Saturday, August 16, 2014

Virtual Edinburgh Festival Goer


Music festivals, I am sure, are best enjoyed from the comfort of your sofa, where you can enjoy the music and actually see the band without the drawbacks of trying to find your way back to your tent in the dark afterwards, having to pay £4.00 for a plastic piss pot of Carling, having to piss in a plastic piss pot because the queues for the toilets are visible from space, and having to pay £400 for the privilege.  All of this and the threat that the headliner will only play new material.
Literature festivals should be better.  Except that anyone who is remotely good has already sold out, and if by chance you do get to see an author who you really, really admire, you will discover why writing is a solitary occupation as they reveal in the interview that they have the charisma of a damp sponge and when doing the reading why they get Charles Dance to do their audiobooks.
There is only one festival that is, from the moment you set out to go there until the moment you get back, sheer joy, the Edinburgh festival.
First of all, you can get there by sleeper train.  How fucking awesome is that!  You can go to sleep on a train and it’s official, you’re allowed.  You won’t wake to the sound of screaming because your head has lolled onto the shoulder of the teenager next to you and you have drooled on their mobile, you won’t wake to see your station receding into the distance.  Also, club car.

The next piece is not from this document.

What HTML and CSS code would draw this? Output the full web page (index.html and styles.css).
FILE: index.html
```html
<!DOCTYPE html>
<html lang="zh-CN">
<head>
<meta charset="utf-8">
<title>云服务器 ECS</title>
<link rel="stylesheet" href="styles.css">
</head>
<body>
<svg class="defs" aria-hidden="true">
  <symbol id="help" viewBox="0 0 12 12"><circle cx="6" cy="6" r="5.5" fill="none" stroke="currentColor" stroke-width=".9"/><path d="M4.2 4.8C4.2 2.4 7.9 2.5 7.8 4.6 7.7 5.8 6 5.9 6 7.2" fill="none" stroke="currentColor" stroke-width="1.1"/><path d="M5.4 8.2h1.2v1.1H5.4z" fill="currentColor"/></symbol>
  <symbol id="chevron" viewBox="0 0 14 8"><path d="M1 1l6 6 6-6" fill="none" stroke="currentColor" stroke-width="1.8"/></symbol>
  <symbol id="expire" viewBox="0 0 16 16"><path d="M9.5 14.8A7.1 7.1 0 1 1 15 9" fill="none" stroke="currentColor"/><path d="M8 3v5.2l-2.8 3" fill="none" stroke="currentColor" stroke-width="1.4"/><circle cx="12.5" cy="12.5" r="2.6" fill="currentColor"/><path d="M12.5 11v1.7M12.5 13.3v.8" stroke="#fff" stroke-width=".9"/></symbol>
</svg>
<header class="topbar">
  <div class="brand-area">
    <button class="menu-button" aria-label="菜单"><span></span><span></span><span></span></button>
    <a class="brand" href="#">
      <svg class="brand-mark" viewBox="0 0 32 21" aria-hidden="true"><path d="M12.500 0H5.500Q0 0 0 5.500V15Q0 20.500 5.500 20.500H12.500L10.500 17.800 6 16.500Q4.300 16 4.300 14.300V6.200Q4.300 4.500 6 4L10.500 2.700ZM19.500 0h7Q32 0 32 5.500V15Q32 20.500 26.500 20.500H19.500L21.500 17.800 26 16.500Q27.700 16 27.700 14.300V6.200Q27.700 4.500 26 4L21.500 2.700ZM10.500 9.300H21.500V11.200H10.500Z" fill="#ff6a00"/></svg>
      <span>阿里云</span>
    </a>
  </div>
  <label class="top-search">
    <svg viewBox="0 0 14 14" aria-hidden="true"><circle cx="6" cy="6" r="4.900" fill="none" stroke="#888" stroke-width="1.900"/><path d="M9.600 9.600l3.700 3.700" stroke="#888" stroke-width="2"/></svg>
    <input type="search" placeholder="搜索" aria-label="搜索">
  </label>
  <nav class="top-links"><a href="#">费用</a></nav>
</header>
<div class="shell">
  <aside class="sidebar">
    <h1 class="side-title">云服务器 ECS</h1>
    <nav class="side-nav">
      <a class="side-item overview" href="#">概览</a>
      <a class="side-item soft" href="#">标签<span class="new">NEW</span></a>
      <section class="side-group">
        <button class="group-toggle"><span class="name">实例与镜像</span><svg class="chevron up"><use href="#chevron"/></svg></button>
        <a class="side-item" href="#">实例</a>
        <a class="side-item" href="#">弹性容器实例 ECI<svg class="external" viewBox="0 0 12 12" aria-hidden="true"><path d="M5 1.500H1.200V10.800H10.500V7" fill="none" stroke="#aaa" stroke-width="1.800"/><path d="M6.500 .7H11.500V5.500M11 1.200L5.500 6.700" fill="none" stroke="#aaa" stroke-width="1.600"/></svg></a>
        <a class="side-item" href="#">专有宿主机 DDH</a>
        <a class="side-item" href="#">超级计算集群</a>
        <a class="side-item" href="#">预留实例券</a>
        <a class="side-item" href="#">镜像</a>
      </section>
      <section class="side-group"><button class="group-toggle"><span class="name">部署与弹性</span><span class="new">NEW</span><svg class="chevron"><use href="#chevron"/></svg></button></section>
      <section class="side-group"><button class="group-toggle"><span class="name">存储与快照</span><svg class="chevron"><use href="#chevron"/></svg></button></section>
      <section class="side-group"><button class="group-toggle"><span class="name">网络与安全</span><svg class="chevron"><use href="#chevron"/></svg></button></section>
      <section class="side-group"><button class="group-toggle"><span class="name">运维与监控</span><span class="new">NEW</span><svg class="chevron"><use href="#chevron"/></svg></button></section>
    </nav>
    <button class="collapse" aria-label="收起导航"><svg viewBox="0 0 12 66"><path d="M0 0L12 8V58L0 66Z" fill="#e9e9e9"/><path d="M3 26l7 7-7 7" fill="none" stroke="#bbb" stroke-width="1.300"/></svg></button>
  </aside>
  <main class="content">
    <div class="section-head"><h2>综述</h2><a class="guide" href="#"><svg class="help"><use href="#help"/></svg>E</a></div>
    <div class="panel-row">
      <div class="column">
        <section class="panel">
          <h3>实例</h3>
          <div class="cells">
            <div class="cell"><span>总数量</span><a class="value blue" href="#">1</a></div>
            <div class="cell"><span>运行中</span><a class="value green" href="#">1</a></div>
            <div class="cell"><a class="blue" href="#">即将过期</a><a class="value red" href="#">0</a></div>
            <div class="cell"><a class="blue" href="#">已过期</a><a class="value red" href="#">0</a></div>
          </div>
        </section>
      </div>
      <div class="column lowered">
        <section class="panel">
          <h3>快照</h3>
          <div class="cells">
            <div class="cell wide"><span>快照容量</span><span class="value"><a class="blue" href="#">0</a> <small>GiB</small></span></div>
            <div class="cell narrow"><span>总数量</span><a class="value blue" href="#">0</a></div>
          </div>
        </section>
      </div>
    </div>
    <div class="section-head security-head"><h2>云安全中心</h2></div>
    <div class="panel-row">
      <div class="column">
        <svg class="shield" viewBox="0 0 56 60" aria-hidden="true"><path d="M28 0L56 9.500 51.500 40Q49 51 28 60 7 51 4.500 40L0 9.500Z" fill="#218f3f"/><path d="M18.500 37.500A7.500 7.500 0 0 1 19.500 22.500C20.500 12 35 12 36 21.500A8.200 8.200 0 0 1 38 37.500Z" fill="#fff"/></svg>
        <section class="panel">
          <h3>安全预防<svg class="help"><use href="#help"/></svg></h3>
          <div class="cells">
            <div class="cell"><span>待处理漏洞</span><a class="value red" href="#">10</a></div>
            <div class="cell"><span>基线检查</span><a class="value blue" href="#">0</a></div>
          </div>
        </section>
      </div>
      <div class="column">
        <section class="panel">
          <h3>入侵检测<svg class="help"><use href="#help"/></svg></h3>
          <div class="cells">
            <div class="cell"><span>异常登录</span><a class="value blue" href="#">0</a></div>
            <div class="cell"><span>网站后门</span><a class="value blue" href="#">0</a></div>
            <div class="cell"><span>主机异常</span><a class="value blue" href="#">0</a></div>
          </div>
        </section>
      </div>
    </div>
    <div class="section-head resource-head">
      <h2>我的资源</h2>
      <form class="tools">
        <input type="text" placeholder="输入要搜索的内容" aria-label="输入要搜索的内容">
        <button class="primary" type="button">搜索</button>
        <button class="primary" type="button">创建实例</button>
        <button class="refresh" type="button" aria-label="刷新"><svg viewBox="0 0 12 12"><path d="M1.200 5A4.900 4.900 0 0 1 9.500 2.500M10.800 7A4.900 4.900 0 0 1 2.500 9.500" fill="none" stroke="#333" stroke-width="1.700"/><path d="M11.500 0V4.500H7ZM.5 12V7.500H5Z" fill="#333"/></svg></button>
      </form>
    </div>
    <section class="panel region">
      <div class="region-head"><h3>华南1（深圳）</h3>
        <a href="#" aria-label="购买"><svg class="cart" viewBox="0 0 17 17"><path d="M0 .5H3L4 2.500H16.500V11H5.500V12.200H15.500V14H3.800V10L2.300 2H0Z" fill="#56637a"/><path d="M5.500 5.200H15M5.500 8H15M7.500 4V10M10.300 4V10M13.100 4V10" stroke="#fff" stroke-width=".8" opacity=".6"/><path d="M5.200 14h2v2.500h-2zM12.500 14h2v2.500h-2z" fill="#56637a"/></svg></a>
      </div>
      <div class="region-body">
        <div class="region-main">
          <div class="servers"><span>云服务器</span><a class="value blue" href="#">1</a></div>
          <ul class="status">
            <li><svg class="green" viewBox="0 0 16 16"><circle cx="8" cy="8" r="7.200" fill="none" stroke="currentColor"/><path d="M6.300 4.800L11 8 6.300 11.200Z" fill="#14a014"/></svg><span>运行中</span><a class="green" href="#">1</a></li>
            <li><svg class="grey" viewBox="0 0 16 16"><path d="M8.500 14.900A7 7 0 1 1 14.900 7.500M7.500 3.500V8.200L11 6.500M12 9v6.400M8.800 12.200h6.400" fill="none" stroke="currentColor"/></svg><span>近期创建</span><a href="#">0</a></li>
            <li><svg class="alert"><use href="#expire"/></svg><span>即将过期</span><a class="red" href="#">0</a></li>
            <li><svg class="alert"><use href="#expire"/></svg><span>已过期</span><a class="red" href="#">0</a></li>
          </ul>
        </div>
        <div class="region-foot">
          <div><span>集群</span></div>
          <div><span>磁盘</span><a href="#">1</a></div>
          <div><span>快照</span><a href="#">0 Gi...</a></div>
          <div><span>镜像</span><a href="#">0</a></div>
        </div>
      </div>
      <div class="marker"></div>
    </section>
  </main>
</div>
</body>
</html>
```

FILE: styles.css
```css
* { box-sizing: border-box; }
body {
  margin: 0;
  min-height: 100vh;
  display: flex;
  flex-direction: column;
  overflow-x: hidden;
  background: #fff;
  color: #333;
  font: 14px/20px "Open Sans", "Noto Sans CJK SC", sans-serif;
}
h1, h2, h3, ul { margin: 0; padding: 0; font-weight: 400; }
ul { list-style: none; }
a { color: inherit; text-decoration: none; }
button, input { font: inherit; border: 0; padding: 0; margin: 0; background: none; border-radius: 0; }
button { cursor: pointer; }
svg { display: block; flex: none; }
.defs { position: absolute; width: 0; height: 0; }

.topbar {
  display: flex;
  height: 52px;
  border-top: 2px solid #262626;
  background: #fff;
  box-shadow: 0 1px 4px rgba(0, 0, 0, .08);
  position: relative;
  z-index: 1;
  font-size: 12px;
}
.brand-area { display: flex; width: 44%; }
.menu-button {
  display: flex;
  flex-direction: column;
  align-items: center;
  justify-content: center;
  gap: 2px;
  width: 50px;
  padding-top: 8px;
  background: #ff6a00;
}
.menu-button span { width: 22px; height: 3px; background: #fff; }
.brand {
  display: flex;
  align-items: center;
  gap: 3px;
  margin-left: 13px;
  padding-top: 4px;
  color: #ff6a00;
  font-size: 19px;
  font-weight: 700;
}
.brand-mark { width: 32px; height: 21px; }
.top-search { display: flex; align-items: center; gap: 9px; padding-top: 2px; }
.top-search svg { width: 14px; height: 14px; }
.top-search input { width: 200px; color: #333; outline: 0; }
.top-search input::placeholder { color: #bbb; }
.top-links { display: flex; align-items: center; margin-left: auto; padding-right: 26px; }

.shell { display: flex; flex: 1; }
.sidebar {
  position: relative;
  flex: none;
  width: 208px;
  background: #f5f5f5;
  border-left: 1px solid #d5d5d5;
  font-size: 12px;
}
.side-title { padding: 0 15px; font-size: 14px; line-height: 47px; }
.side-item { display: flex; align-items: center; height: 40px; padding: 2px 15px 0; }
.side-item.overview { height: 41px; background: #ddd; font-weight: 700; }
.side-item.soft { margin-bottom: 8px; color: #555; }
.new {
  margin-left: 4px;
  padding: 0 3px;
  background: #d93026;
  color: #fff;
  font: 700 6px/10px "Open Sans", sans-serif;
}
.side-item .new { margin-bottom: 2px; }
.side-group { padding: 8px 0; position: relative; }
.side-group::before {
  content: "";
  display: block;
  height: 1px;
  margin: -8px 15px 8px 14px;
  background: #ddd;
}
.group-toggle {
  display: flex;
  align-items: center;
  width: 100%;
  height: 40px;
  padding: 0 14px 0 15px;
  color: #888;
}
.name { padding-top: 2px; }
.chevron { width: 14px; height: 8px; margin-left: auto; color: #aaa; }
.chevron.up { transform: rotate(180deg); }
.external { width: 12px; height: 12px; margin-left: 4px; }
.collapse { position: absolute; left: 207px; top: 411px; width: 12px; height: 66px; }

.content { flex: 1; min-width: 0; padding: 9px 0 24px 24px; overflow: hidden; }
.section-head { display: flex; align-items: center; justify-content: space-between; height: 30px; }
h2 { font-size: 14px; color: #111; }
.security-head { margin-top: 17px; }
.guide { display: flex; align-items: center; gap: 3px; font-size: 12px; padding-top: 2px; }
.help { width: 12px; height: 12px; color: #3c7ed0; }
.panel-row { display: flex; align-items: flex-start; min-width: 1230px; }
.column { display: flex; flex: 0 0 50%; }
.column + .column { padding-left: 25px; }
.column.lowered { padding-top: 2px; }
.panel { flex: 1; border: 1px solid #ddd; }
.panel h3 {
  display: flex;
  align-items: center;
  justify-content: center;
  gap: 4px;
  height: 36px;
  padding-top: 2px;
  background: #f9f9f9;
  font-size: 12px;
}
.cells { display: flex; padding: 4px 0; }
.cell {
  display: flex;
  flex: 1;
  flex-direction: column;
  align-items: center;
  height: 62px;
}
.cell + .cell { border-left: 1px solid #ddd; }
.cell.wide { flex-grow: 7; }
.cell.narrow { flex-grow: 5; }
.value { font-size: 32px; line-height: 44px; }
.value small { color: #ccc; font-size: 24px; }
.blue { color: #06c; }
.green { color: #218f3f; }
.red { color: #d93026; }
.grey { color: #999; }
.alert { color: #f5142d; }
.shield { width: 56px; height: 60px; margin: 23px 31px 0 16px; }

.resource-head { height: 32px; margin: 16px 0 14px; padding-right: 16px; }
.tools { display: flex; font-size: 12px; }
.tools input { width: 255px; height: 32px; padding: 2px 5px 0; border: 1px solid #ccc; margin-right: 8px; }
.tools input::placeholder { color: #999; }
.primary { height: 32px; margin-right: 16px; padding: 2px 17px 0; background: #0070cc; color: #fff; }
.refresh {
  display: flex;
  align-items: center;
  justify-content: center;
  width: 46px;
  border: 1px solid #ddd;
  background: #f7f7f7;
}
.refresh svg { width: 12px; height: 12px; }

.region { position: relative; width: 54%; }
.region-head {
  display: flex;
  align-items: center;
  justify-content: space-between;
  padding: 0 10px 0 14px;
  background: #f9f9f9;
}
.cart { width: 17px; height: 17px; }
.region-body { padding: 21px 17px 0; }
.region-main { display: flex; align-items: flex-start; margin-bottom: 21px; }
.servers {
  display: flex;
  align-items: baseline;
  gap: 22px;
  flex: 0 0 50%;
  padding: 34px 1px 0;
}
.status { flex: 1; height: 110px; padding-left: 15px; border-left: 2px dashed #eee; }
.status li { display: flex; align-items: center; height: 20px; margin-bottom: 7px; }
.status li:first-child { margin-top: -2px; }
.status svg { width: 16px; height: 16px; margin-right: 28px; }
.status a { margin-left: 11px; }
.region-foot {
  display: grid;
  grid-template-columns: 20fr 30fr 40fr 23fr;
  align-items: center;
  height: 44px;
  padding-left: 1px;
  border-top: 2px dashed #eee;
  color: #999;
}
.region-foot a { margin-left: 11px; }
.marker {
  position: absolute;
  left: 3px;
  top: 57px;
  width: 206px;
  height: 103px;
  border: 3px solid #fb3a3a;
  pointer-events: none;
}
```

There’s the city itself, so marvellous that you might think you are in a Playstation game that will, at some point, involve the use of the term ‘Templers’.  When the Fret blows in the tops of the buildings are lost in mist and Edinburgh moves from beautiful to magical.  People complain that the ‘real’ Edinburgh of housing estates and working class people is hidden from the tourist city.  Great!
And the festival!  There are shows in the morning (apparently), in the day, in the night and long into the wee small hours.
Lots of it is free, thanks to the BBC.  The best comedy shows are recorded for the BBC so you get in for free and grin with anticipation because you know, you just know, that two years from now you will be able to say ‘oh him, saw him in Edinburgh, a couple of years ago.  He was good.  Back then.’ to friends who have just spunked £80 to go see the ‘new’ comedy sensation.
And even if you are having a shit time, if you have seen one experimental dance troupe too many (that’s one) and are wrestling with a hangover that needs a name, like a tropical storm (‘Hangover Henry, all hangovers are male), you are having a better day than the poor bastards who leaflet on the Royal Mile.  Because there can be no sensation quite like trying to interest people in a show you have been crafting for a year and then realising that people have no interest in your one woman ballet chronicling the importance of the role of church leaders in ending apartheid in South Africa, ‘Tutu 2 tutu’, in fact they have so little interest, they won’t even take a leaflet, although they might be avoiding you because you have blacked up for the part.
And that’s not even close to the elation you experience after steadily drinking all day when you are in a tiny club with sweat dripping down the walls, a plastic pot of warm lager in your hand and a comedian so utterly without fear that he has titled his show ‘FGMOMGWTF’.
Sadly, not everyone can go to the festival.  This is where technology comes to the rescue.
What you need is a festival goer fitted with a webcam to rove the city, sitting in pubs, queuing for shows, laughing like mongoose on acid at jokes he won’t recall the next day, while the subscriber sits at home with a shitload of Red Stripe and a bag of oven chips.